Behind the doors of the Hall of The Crucifixion-Resurrection is the largest permanently mounted religious painting in the world. Painted by Polish artist, Jan Styka, the 195 feet long and 45 feet tall The Crucifixion is kept behind closed doors and hidden under protective curtains inside a cavernous auditorium built specifically to showcase the enormous panoramic capturing humanity wronging our hippy-haired savior, a religious still life Cinerama Dome (which, by the way,  for comparison is only 32 feet by 86 feet in size).

Because there’s no photography allowed inside the Hall of The Crucifixion-Resurrection, I was only able to leave with this $2.50 postcard to illustrate the width of the painting. The dinosaur is not there for scale.

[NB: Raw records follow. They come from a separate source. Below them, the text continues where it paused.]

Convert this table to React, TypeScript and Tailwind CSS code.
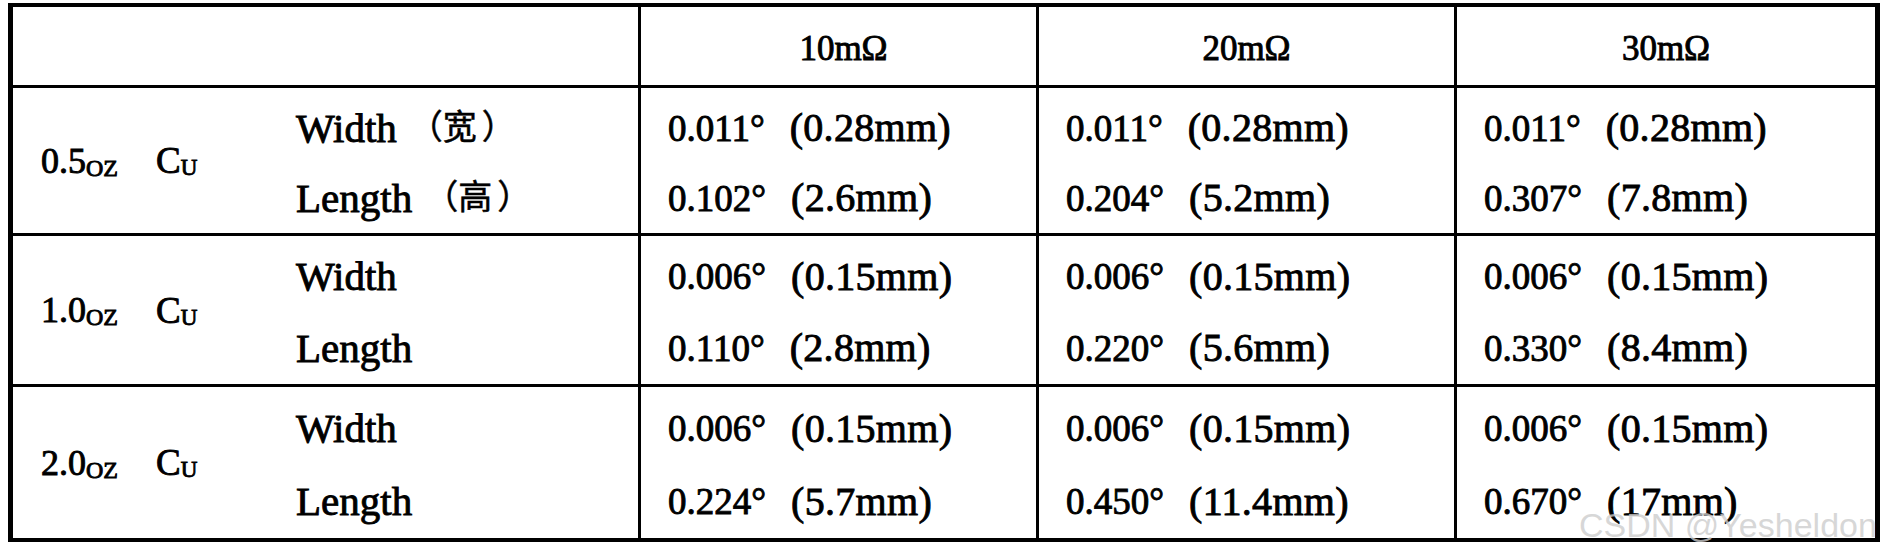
import React from 'react';

// --- DATOS DE LA TABLA ---
const columns = ['10mΩ', '20mΩ', '30mΩ'];

const groups = [
  {
    oz: '0.5',
    h: 'h-[148px]',
    rows: [
      { name: 'Width', cn: '宽', vals: [['0.011°', '(0.28mm)'], ['0.011°', '(0.28mm)'], ['0.011°', '(0.28mm)']] },
      { name: 'Length', cn: '高', vals: [['0.102°', '(2.6mm)'], ['0.204°', '(5.2mm)'], ['0.307°', '(7.8mm)']] },
    ],
  },
  {
    oz: '1.0',
    h: 'h-[151px]',
    rows: [
      { name: 'Width', cn: '', vals: [['0.006°', '(0.15mm)'], ['0.006°', '(0.15mm)'], ['0.006°', '(0.15mm)']] },
      { name: 'Length', cn: '', vals: [['0.110°', '(2.8mm)'], ['0.220°', '(5.6mm)'], ['0.330°', '(8.4mm)']] },
    ],
  },
  {
    oz: '2.0',
    h: 'h-[154px]',
    rows: [
      { name: 'Width', cn: '', vals: [['0.006°', '(0.15mm)'], ['0.006°', '(0.15mm)'], ['0.006°', '(0.15mm)']] },
      { name: 'Length', cn: '', vals: [['0.224°', '(5.7mm)'], ['0.450°', '(11.4mm)'], ['0.670°', '(17mm)']] },
    ],
  },
];

// anchos de las columnas de datos (incluye el borde izquierdo de 3px)
const colW = ['w-[398px]', 'w-[418px]', 'w-[421px]'];

const Value = ({ v }: { v: string[] }) => (
  <div className="flex flex-1 items-center">
    <span className="text-[37px]">{v[0]}</span>
    <span className="ml-[25px] text-[40px] tracking-[0.3px]">{v[1]}</span>
  </div>
);

function App() {
  return (
    <div className="min-h-screen bg-white">
      <div className="relative pt-[3px] pl-[8px]">
        <div className="w-[1872px] border-x-[5px] border-y-[4px] border-black text-black text-[38px] leading-none font-['Liberation_Serif','Noto_Sans_CJK_SC',serif] [-webkit-text-stroke:0.9px_#000]">
          {/* cabecera */}
          <div className="flex h-[78px] text-[35px]">
            <div className="w-[625px]" />
            {columns.map((c, i) => (
              <div
                key={c}
                className={`${colW[i]} border-l-[3px] border-black flex items-center justify-center pt-[4px] ${i === 0 ? 'pl-[10px]' : ''}`}
              >
                {c}
              </div>
            ))}
          </div>

          {/* filas */}
          {groups.map((g) => (
            <div key={g.oz} className={`flex ${g.h} border-t-[3px] border-black`}>
              <div className="w-[625px] flex">
                <div className="w-[283px] pl-[28px] flex items-center">
                  <span className="text-[36px]">{g.oz}</span>
                  <span className="uppercase text-[24px] relative top-[7px]">oz</span>
                  <span className="ml-[38px] text-[37px]">C</span>
                  <span className="uppercase text-[23px] relative top-[7px]">u</span>
                </div>
                <div className="flex flex-col flex-1 pt-[5px] text-[41px]">
                  {g.rows.map((r) => (
                    <div key={r.name} className="flex flex-1 items-center">
                      {r.name}
                      {r.cn && (
                        <span className="flex items-center text-[34px] [-webkit-text-stroke:0.5px_#000] [font-feature-settings:'halt']">
                          <span className="ml-[29px]">（</span>
                          <span>{r.cn}</span>
                          <span className="ml-[5px]">）</span>
                        </span>
                      )}
                    </div>
                  ))}
                </div>
              </div>
              {columns.map((c, ci) => (
                <div key={c} className={`${colW[ci]} border-l-[3px] border-black flex flex-col pl-[27px] pt-[5px]`}>
                  {g.rows.map((r) => (
                    <Value key={r.name} v={r.vals[ci]} />
                  ))}
                </div>
              ))}
            </div>
          ))}
        </div>

        {/* marca de agua */}
        <div className="absolute left-[1579px] top-[508px] text-[34px] leading-none text-[rgba(205,205,205,0.8)] font-['Liberation_Sans',sans-serif] whitespace-nowrap">
          CSDN @Yesheldon
        </div>
      </div>
    </div>
  );
}

export default App;
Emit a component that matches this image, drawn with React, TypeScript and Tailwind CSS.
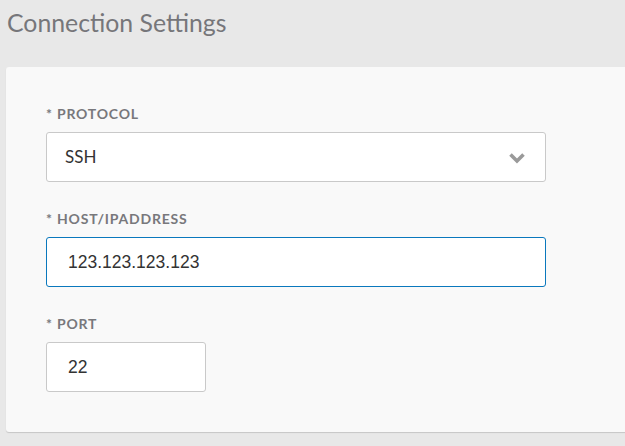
const LABEL = 'block text-[14px] font-bold uppercase tracking-[0.8px] text-[#78787c] mb-[10px] leading-[16px]'
const FIELD = 'h-[50px] rounded-[3px] bg-white text-[#333] outline-none'
const INPUT = `${FIELD} block px-[21px] text-[17.5px] font-['Liberation_Sans',Arial,sans-serif]`

export default function App() {
  return (
    <div className="min-h-[446px] bg-[#e8e8e8] font-['Lato',sans-serif] overflow-hidden">
      <h1 className="pl-[7px] pt-[8px] h-[67px] text-[24.8px] leading-[30px] text-[#76767a]">
        Connection Settings
      </h1>

      <div className="ml-[6px] w-[640px] rounded-[3px] bg-[#f9f9f9] pl-[40px] pt-[39px] pb-[40px] shadow-[0_1px_1px_rgba(0,0,0,0.15)]">
        {/* Protocol */}
        <div>
          <label className={LABEL}>* Protocol</label>
          <div className="relative w-[500px]">
            <div className={`${FIELD} flex items-center border border-[#c9c9c9] px-[18px] text-[17px]`}>SSH</div>
            <svg
              className="absolute right-[20px] top-[20px]"
              width="18"
              height="12"
              viewBox="0 0 18 12"
              fill="none"
            >
              <polyline points="2.5,2.5 9,9 15.5,2.5" stroke="#9a9a9a" strokeWidth="3.6" />
            </svg>
          </div>
        </div>

        <div className="mt-[29px]">
          <label className={LABEL}>* Host/IPaddress</label>
          <input defaultValue="123.123.123.123" className={`${INPUT} w-[500px] border border-[#0a78bd]`} />
        </div>

        <div className="mt-[29px]">
          <label className={LABEL}>* Port</label>
          <input defaultValue="22" className={`${INPUT} w-[160px] border border-[#c9c9c9]`} />
        </div>
      </div>
    </div>
  )
}
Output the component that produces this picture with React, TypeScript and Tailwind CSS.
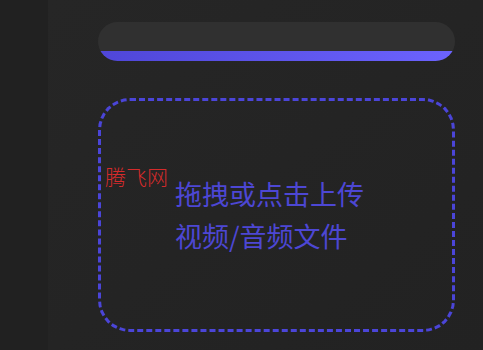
export default function App() {
  return (
    <div className="flex h-[350px] w-[483px] overflow-hidden bg-[#242424] font-['Noto_Sans_CJK_SC',sans-serif]">
      {/* sidebar */}
      <div className="w-12 shrink-0 bg-[#212121]" />

      <main className="flex flex-1 flex-col gap-[37px] bg-gradient-to-br from-[#262626] to-[#222222] pl-[50px] pr-[28px] pt-[22px]">
        <div className="flex h-[39px] flex-col justify-end overflow-hidden rounded-full bg-[#303030]">
          <div className="h-[10px] bg-gradient-to-r from-[#4f46d8] to-[#6c63ff]" />
        </div>

        <div className="relative flex h-[234px] items-center justify-center rounded-[32px] border-[3px] border-dashed border-[#4b45d8] pr-[14px]">
          <span className="absolute left-[4px] top-[65px] text-[21px] font-light leading-none text-[#d42b2b]">
            腾飞网
          </span>
          <div className="text-left text-[27px] leading-[42px] text-[#4d47d4]">
            <p>拖拽或点击上传</p>
            <p>视频/音频文件</p>
          </div>
        </div>
      </main>
    </div>
  );
}
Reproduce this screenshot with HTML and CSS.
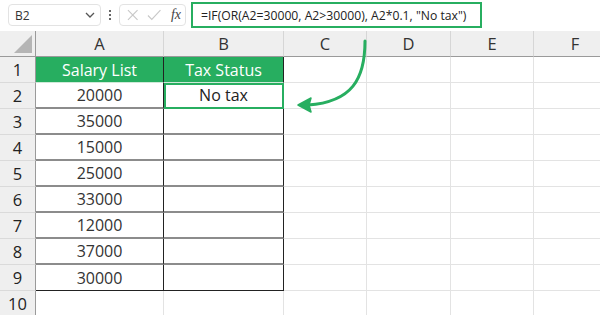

Visitors are invited – for free – to sit through a somewhat overly melodramatic presentation before unveiling a painting so wide, you’ll notice fellow attendees’ heads motioning side-to-side as if responding, “No…heavens no!” The aged and somewhat musty auditorium setting further adds to an Overlook Hotel, “it’s always been there” vibe, but it’s hard not to recommend everyone experience the grandiose piece of artwork resurrected for display six days a week – regardless of faith (or lack thereof ) –  at least once.